— START —

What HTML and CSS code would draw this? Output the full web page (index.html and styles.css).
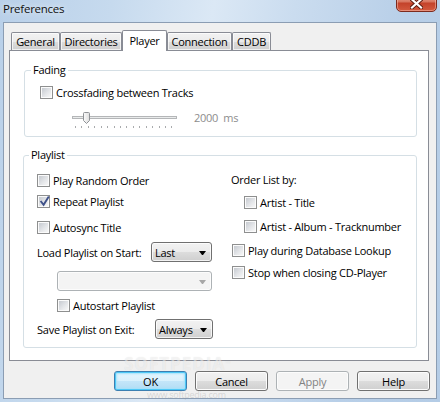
FILE: index.html
```html
<!DOCTYPE html>
<html>
<head>
<meta charset="utf-8">
<title>Preferences</title>
<link rel="stylesheet" href="styles.css">
</head>
<body>
<div class="window">
  <div class="titlebar">
    <span class="title">Preferences</span>
    <div class="close">
      <svg width="13" height="11" viewBox="0 0 13 11"><path d="M2 1.5 L11 9.5 M11 1.5 L2 9.5" stroke="#5a1a10" stroke-width="4" stroke-linecap="square"/><path d="M2 1.5 L11 9.5 M11 1.5 L2 9.5" stroke="#fff" stroke-width="2.2" stroke-linecap="square"/></svg>
    </div>
  </div>
  <div class="client">
    <div class="tabs">
      <div class="tab t-general">General</div>
      <div class="tab t-dirs">Directories</div>
      <div class="tab active t-player">Player</div>
      <div class="tab t-conn">Connection</div>
      <div class="tab t-cddb">CDDB</div>
    </div>
    <div class="panel">
      <fieldset class="group fading">
        <legend>Fading</legend>
        <div class="fading-body">
          <div class="row"><span class="cb"></span><span>Crossfading between Tracks</span></div>
          <div class="slider-row">
            <svg class="slider" width="110" height="24" viewBox="0 0 110 24">
              <defs>
                <linearGradient id="thumb" x1="0" y1="0" x2="1" y2="0">
                  <stop offset="0" stop-color="#fbfbfb"/>
                  <stop offset="1" stop-color="#dedede"/>
                </linearGradient>
              </defs>
              <rect x="1.5" y="8.5" width="104" height="2" fill="#e9ebeb" stroke="#b4b6b8"/>
              <path d="M12.5 5.5 Q12.5 4.5 13.5 4.5 H17.5 Q18.5 4.5 18.5 5.5 V12.5 L15.5 15.5 L12.5 12.5 Z" fill="url(#thumb)" stroke="#8f9296"/>
              <g stroke="#a9abad" stroke-width="1">
                <line x1="4.5" y1="18" x2="4.5" y2="20"/>
                <line x1="10.5" y1="18" x2="10.5" y2="20"/>
                <line x1="17.5" y1="18" x2="17.5" y2="20"/>
                <line x1="23.5" y1="18" x2="23.5" y2="20"/>
                <line x1="30.5" y1="18" x2="30.5" y2="20"/>
                <line x1="36.5" y1="18" x2="36.5" y2="20"/>
                <line x1="43.5" y1="18" x2="43.5" y2="20"/>
                <line x1="49.5" y1="18" x2="49.5" y2="20"/>
                <line x1="55.5" y1="18" x2="55.5" y2="20"/>
                <line x1="62.5" y1="18" x2="62.5" y2="20"/>
                <line x1="68.5" y1="18" x2="68.5" y2="20"/>
                <line x1="75.5" y1="18" x2="75.5" y2="20"/>
                <line x1="81.5" y1="18" x2="81.5" y2="20"/>
                <line x1="88.5" y1="18" x2="88.5" y2="20"/>
                <line x1="94.5" y1="18" x2="94.5" y2="20"/>
                <line x1="100.5" y1="18" x2="100.5" y2="20"/>
              </g>
            </svg>
            <span class="slider-value">2000&nbsp; ms</span>
          </div>
        </div>
      </fieldset>

      <fieldset class="group playlist">
        <legend>Playlist</legend>
        <div class="playlist-body">
          <div class="col col-left">
            <div class="row r1"><span class="cb"></span><span>Play Random Order</span></div>
            <div class="row r2"><span class="cb checked"><svg width="13" height="13" viewBox="0 0 13 13"><path d="M3.6 6 L6.6 9.8 L11.8 1.6" fill="none" stroke="#3f5189" stroke-width="1.9"/></svg></span><span>Repeat Playlist</span></div>
            <div class="row r3"><span class="cb"></span><span>Autosync Title</span></div>
            <div class="row r4"><span class="lbl lbl-load">Load Playlist on Start:</span><div class="combo combo-last"><span>Last</span><span class="arrow"></span></div></div>
            <div class="row r5"><div class="combo disabled combo-empty"><span class="arrow"></span></div></div>
            <div class="row r6"><span class="cb"></span><span>Autostart Playlist</span></div>
            <div class="row r7"><span class="lbl lbl-save">Save Playlist on Exit:</span><div class="combo combo-always"><span>Always</span><span class="arrow"></span></div></div>
          </div>
          <div class="col col-right">
            <div class="row q1"><span class="order-lbl">Order List by:</span></div>
            <div class="row q2 indent"><span class="cb"></span><span>Artist - Title</span></div>
            <div class="row q3 indent"><span class="cb"></span><span>Artist - Album - Tracknumber</span></div>
            <div class="row q4"><span class="cb"></span><span>Play during Database Lookup</span></div>
            <div class="row q5"><span class="cb"></span><span>Stop when closing CD-Player</span></div>
          </div>
        </div>
      </fieldset>
    </div>
    <div class="buttons">
      <div class="btn default">OK</div>
      <div class="btn">Cancel</div>
      <div class="btn disabled">Apply</div>
      <div class="btn">Help</div>
    </div>
  </div>
  <div class="wm-logo">SOFTPEDIA<span class="tm">™</span></div>
  <div class="wm-url">www.softpedia.com</div>
</div>
</body>
</html>
```
FILE: styles.css
```css
body {
  margin: 0;
}

.window {
  position: relative;
  width: 440px;
  height: 402px;
  overflow: hidden;
  display: flex;
  flex-direction: column;
  background: linear-gradient(100deg, #b9d0e9 0%, #c6daee 22%, #dbe8f5 42%, #cadcef 58%, #b8cfe8 80%, #b4cce6 100%);
  font-family: "Open Sans", "Segoe UI", sans-serif;
  font-size: 11px;
  letter-spacing: -0.25px;
  color: #000;
}

.titlebar {
  height: 22px;
  display: flex;
  align-items: flex-start;
  flex: none;
}

.title {
  margin: 1px 0 0 3px;
  line-height: 16px;
  font-size: 11.5px;
  color: #101010;
  text-shadow: 0 0 6px rgba(255, 255, 255, 0.9);
}

.close {
  margin: -6px 3px 0 auto;
  width: 41px;
  height: 18px;
  box-sizing: border-box;
  border: 1px solid #7d2a1d;
  border-radius: 0 0 5px 5px;
  background: linear-gradient(#eaa898 0%, #d97a64 40%, #c4432b 52%, #d35a3f 100%);
  box-shadow: inset 0 0 0 1px rgba(255, 210, 200, 0.45);
  display: flex;
  align-items: center;
  justify-content: center;
  padding-top: 1px;
}

.close svg {
  display: block;
}

.client {
  margin: 0 3px;
  height: 377px;
  box-sizing: border-box;
  border: 1px solid #8b9db3;
  background: #f0f0f0;
  padding: 7px 7px 0 5px;
  display: flex;
  flex-direction: column;
  flex: none;
}

/* Tabs */
.tabs {
  display: flex;
  align-items: flex-end;
  height: 20px;
  margin-left: 2px;
  flex: none;
}

.tab {
  height: 18px;
  box-sizing: border-box;
  border: 1px solid #898c95;
  border-bottom: none;
  border-radius: 2px 2px 0 0;
  background: linear-gradient(#f2f2f2 0%, #ebebeb 50%, #dddddd 50%, #cfcfcf 100%);
  box-shadow: inset 0 0 0 1px rgba(255, 255, 255, 0.7);
  display: flex;
  align-items: center;
  justify-content: center;
  flex: none;
}

.tab.active {
  height: 21px;
  margin-bottom: -1px;
  padding-bottom: 2px;
  background: #fff;
  box-shadow: none;
  position: relative;
  z-index: 1;
}

.t-general { width: 49px; }
.t-dirs { width: 62px; }
.t-player { width: 45px; }
.t-conn { width: 65px; }
.t-cddb { width: 39px; }

.panel {
  height: 311px;
  box-sizing: border-box;
  border: 1px solid #898c95;
  background: #fff;
  padding-top: 11px;
  flex: none;
}

/* Group boxes */
.group {
  margin: 0;
  padding: 0;
  min-width: 0;
  box-sizing: border-box;
  border: 1px solid #d5dfe5;
  border-radius: 3px;
}

.group legend {
  padding: 0 2px;
  margin-left: 6px;
  line-height: 16px;
}

.fading {
  margin-left: 14px;
  width: 393px;
}

.playlist {
  margin: 10px 0 0 13px;
  width: 394px;
}

.playlist legend {
  margin-left: 5px;
}

.fading-body {
  padding: 4px 0 4px 15px;
}

.row {
  display: flex;
  align-items: center;
  height: 20px;
  white-space: nowrap;
}

.slider-row {
  display: flex;
  align-items: flex-start;
  height: 24px;
  margin-top: 6px;
}

.slider {
  display: block;
  margin-left: 31px;
  flex: none;
}

.slider-value {
  margin: 2px 0 0 13px;
  line-height: 16px;
  color: #8d8d8d;
}

/* Checkboxes */
.cb {
  position: relative;
  width: 13px;
  height: 13px;
  box-sizing: border-box;
  border: 1px solid #8e8f8f;
  padding: 1px;
  background: linear-gradient(135deg, #c6cad0 0%, #e3e5e8 55%, #f7f7f7 100%) content-box, #fbfbfb;
  margin-right: 3px;
  flex: none;
}

.cb.checked svg {
  position: absolute;
  left: -1px;
  top: -1px;
}

/* Playlist columns */
.playlist-body {
  display: grid;
  grid-template-columns: 195px 1fr;
  padding: 0 0 8px 13px;
}

.col-left {
  padding-top: 7px;
}

.r2 { margin-top: 1px; }
.r3 { margin-top: 6px; }
.r4 { margin-top: 5px; }
.r5 { margin-top: 9px; padding-left: 20px; }
.r6 { margin-top: 4px; padding-left: 20px; }
.r7 { margin-top: 4px; }

.col-right {
  padding-top: 6px;
}

.order-lbl {
  margin-left: -1px;
}

.q2 { margin-top: 3px; }
.q3 { margin-top: 4px; }
.q4 { margin-top: 4px; }
.q5 { margin-top: 2px; }

.indent {
  padding-left: 12px;
}

.lbl-load {
  width: 114px;
  flex: none;
}

.lbl-save {
  width: 118px;
  flex: none;
}

/* Combo boxes */
.combo {
  height: 20px;
  box-sizing: border-box;
  border: 1px solid #707070;
  border-radius: 3px;
  background: linear-gradient(#f2f2f2 0%, #ebebeb 50%, #dddddd 50%, #cfcfcf 100%);
  box-shadow: inset 0 0 0 1px rgba(255, 255, 255, 0.75);
  display: flex;
  align-items: center;
  padding-left: 3px;
  flex: none;
}

.combo-last { width: 61px; }
.combo-always { width: 58px; }
.combo-empty { width: 155px; }

.combo .arrow {
  width: 1px;
  height: 0;
  border-top: 4px solid #000;
  border-left: 3px solid transparent;
  border-right: 3px solid transparent;
  margin: 1px 5px 0 auto;
}

.combo.disabled {
  border-color: #adb2b5;
  background: #f4f4f4;
  box-shadow: inset 0 0 0 1px #fcfcfc;
}

.combo.disabled .arrow {
  border-top-color: #a7a7a7;
}

/* Buttons */
.buttons {
  display: flex;
  justify-content: flex-end;
  gap: 8px;
  margin: 10px -1px 0 0;
  flex: none;
}

.btn {
  width: 73px;
  height: 20px;
  box-sizing: border-box;
  border: 1px solid #707070;
  border-radius: 3px;
  background: linear-gradient(#f2f2f2 0%, #ebebeb 50%, #dddddd 50%, #cfcfcf 100%);
  box-shadow: inset 0 0 0 1px #fcfcfc;
  display: flex;
  align-items: center;
  justify-content: center;
}

.btn.default {
  border-color: #3c7fb1;
  background: linear-gradient(#e6f5fd 0%, #d9f0fc 50%, #c4e6f9 50%, #b3dcf4 100%);
  box-shadow: inset 0 0 0 1px #4ec8f6, inset 0 0 2px 2px #a6e2fa;
}

.btn.disabled {
  border-color: #adb2b5;
  background: #f4f4f4;
  box-shadow: inset 0 0 0 1px #fcfcfc;
  color: #838383;
}

/* Watermark */
.wm-logo {
  position: absolute;
  left: 124px;
  top: 356px;
  font-size: 17px;
  line-height: 15px;
  font-weight: bold;
  letter-spacing: 1px;
  color: rgba(255, 255, 255, 0.5);
  text-shadow: 0 0 1px rgba(0, 0, 0, 0.1);
  pointer-events: none;
}

.wm-logo .tm {
  font-size: 7px;
  vertical-align: top;
}

.wm-url {
  position: absolute;
  left: 147px;
  top: 390px;
  font-size: 9px;
  line-height: 10px;
  color: rgba(150, 150, 150, 0.3);
  pointer-events: none;
}
```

— END —

Stated problem> From the listing above, collect every line that mentions the word "styles".

Finished exercise>
What HTML and CSS code would draw this? Output the full web page (index.html and styles.css).
<link rel="stylesheet" href="styles.css">
FILE: styles.css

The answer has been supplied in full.